A top Ford executive says the automaker’s revenues rose in the first quarter. Americas President Mark Fields says Ford’s U.S. market share gains in the first three months of the year were the highest they have been since 1977. Ford saw gains across its lineup, but particularly in pickups and commercial trucks. Ford is benefiting from new products as well as Toyota’s misfortunes. Ford is among the brands that shoppers turned to after Toyota recalled millions of vehicles because of safety problems.

The University of Houston Energy program has received a $2.5 million stimulus award from the Department of Energy to develop a Smart Grid workforce training program. The program involves the Smart Grid Energy Training Coalition, which includes the university, as well as CenterPoint Energy, San Jacinto College, the Power Technology Institute, SkillsNET and the Texas Business and Education Coalition. The DOE award will fund training programs supporting electricians, line workers, technicians, system operators, power system engineers, cyber security specialists and transmission planners.
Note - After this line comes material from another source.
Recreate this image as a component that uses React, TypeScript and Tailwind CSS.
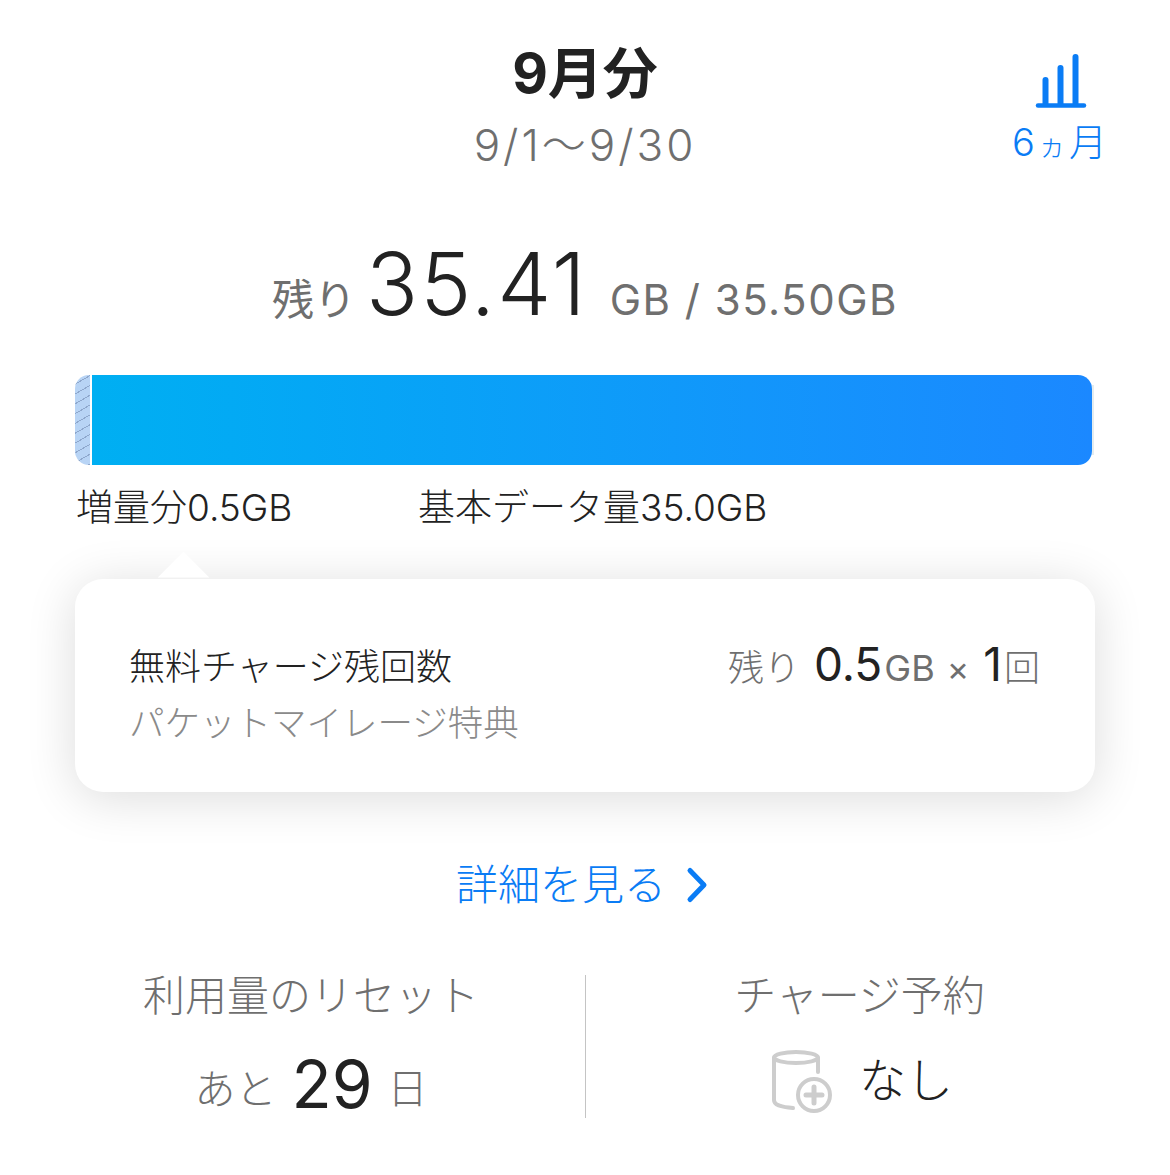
const sans = "font-['Inter','Noto_Sans_CJK_JP',sans-serif]";

function ChartIcon() {
  return (
    <svg width="52" height="54" viewBox="0 0 52 54" className="block">
      <g stroke="#0a7cf5" strokeWidth="6" strokeLinecap="round" fill="none">
        <path d="M10.500 26V50" />
        <path d="M25.500 14V50" />
        <path d="M40.500 3V50" />
      </g>
      <path d="M3 51.500H49" stroke="#0a7cf5" strokeWidth="4.500" strokeLinecap="round" />
    </svg>
  );
}

function ChargeIcon() {
  return (
    <svg width="62" height="64" viewBox="0 0 62 64" fill="none" stroke="#cdcdcd" strokeLinecap="round" className="block">
      <ellipse cx="24" cy="7.500" rx="22" ry="5.500" strokeWidth="4" />
      <path d="M2 8V50C2 55 8 57 21 58" strokeWidth="4" />
      <path d="M46 8V22" strokeWidth="4" />
      <circle cx="42" cy="45" r="16" strokeWidth="4" />
      <path d="M42 37V53M34 45H50" strokeWidth="5" />
    </svg>
  );
}

export default function App() {
  return (
    <div className={`w-[1170px] h-[1175px] bg-white overflow-hidden ${sans}`}>
      <div className="grid grid-cols-[1fr_auto_1fr] pt-[42px]">
        <div />
        <div className="flex flex-col items-center">
          <div className="text-[55px] leading-[62px] font-bold text-[#222222]">9月分</div>
          <div className="mt-[16px] text-[44px] leading-[50px] font-light tracking-[3px] text-[#6f6f6f]">9/1〜9/30</div>
        </div>
        <div className="flex justify-end pr-[60px] pt-[12px]">
          <div className="flex flex-col items-center">
            <ChartIcon />
            <div className="mt-[14px] text-[38px] leading-[40px] text-[#0a7cf5] font-light whitespace-nowrap tracking-[3px]">
              6<span className="text-[28px]">ヵ</span>月
            </div>
          </div>
        </div>
      </div>

      <div className="mt-[79px] flex justify-center items-baseline text-[#6f6f6f] whitespace-nowrap">
        <span className="text-[42px] leading-[70px]">残り</span>
        <span className="ml-[10px] text-[86px] leading-[70px] font-light tracking-[2px] text-[#222222]">35.41</span>
        <span className="ml-[22px] text-[42px] leading-[70px] tracking-[1.500px]">GB / 35.50GB</span>
      </div>

      <div className="mt-[40px] mx-[75px] h-[90px] flex">
        <div className="w-[15px] rounded-l-[14px] bg-[#b8d4f5] bg-[repeating-linear-gradient(150deg,#b8d4f5_0px,#b8d4f5_7.500px,#8ea7cc_7.500px,#8ea7cc_8.500px)]" />
        <div className="ml-[2px] w-[1000px] rounded-r-[14px] bg-gradient-to-r from-[#00aff2] to-[#1b88ff]" />
        <div className="w-[2px] my-[10px] bg-[#e4ecef]" />
      </div>

      <div className="mt-[21px] ml-[76px] flex text-[37px] leading-[44px] font-light text-[#222222] whitespace-nowrap">
        <span className="w-[342px]">増量分0.5GB</span>
        <span>基本データ量35.0GB</span>
      </div>

      <div className="relative mt-[49px] mx-[75px] h-[213px] rounded-[28px] bg-white shadow-[0_6px_50px_rgba(0,0,0,0.14)] flex justify-between pl-[54px] pr-[55px] pt-[64px]">
        <div className="absolute left-[90px] top-[-20px] w-[37px] h-[37px] rotate-45 bg-white [clip-path:polygon(0_0,100%_0,0_100%)]" />
        <div>
          <div className="text-[36px] leading-[48px] font-light text-[#222222] whitespace-nowrap">無料チャージ残回数</div>
          <div className="mt-[9px] text-[35.500px] leading-[48px] font-light text-[#8a8a8a] whitespace-nowrap">パケットマイレージ特典</div>
        </div>
        <div className="-mt-[3px] flex items-baseline h-[48px] whitespace-nowrap text-[#6f6f6f]">
          <span className="text-[36px] leading-[48px] font-light">残り</span>
          <span className="ml-[14px] text-[46px] leading-[48px] text-[#222222]">0.5</span>
          <span className="ml-[2px] text-[36px] leading-[48px]">GB</span>
          <span className="ml-[12px] text-[34px] leading-[48px]">×</span>
          <span className="ml-[14px] text-[46px] leading-[48px] text-[#222222]">1</span>
          <span className="ml-[2px] text-[36px] leading-[48px] font-light">回</span>
        </div>
      </div>

      <div className="mt-[66px] flex justify-center items-center text-[#0a7cf5] pr-[4px]">
        <span className="text-[42px] leading-[54px] font-light">詳細を見る</span>
        <svg width="24" height="38" viewBox="0 0 24 38" fill="none" className="ml-[20px] block">
          <path d="M4 4.500L18 19L4 33.500" stroke="#0a7cf5" strokeWidth="5" strokeLinecap="round" strokeLinejoin="round" />
        </svg>
      </div>

      <div className="mt-[63px] mx-[75px] h-[143px] grid grid-cols-[510px_1px_1fr] grid-rows-[143px]">
        <div className="flex flex-col items-center text-[#6f6f6f] pr-[38px]">
          <div className="text-[42px] leading-[42px] font-light">利用量のリセット</div>
          <div className="mt-[29px] flex items-center whitespace-nowrap">
            <span className="mt-[10px] text-[41px] leading-[66px] font-light">あと</span>
            <span className="ml-[15px] text-[66px] leading-[66px] text-[#222222]">29</span>
            <span className="ml-[15px] mt-[10px] text-[40px] leading-[66px] font-light">日</span>
          </div>
        </div>
        <div className="bg-[#c4c4c4]" />
        <div className="flex flex-col items-center text-[#6f6f6f] pl-[38px]">
          <div className="text-[42px] leading-[42px] font-light">チャージ予約</div>
          <div className="mt-[33px] ml-[6px] flex items-center gap-[25px]">
            <ChargeIcon />
            <span className="mb-[4px] text-[47px] leading-[60px] text-[#222222] font-light">なし</span>
          </div>
        </div>
      </div>
    </div>
  );
}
The U.S. Chemical and Safety Hazard Board has launched a national initiative to raise awareness about deadly explosions involving teens, hoping to discourage youth from choosing oil field sites as “hang outs.” During a news conference in Hattiesburg, CSB officials unveiled a video detailing the deaths of Devon Byrd and Wade White, two teens killed after an oil storage tank exploded in Carnes, Mississippi, in 2009. The initiative also includes a push for stronger laws and regulations to secure oil field sites, and a request for the industry to police itself when it comes to safety measures. CSB spokesman Daniel Horowitz says the campaign comes after their research found at least 36 teenagers and six young adults had died in similar explosions over past 30 years.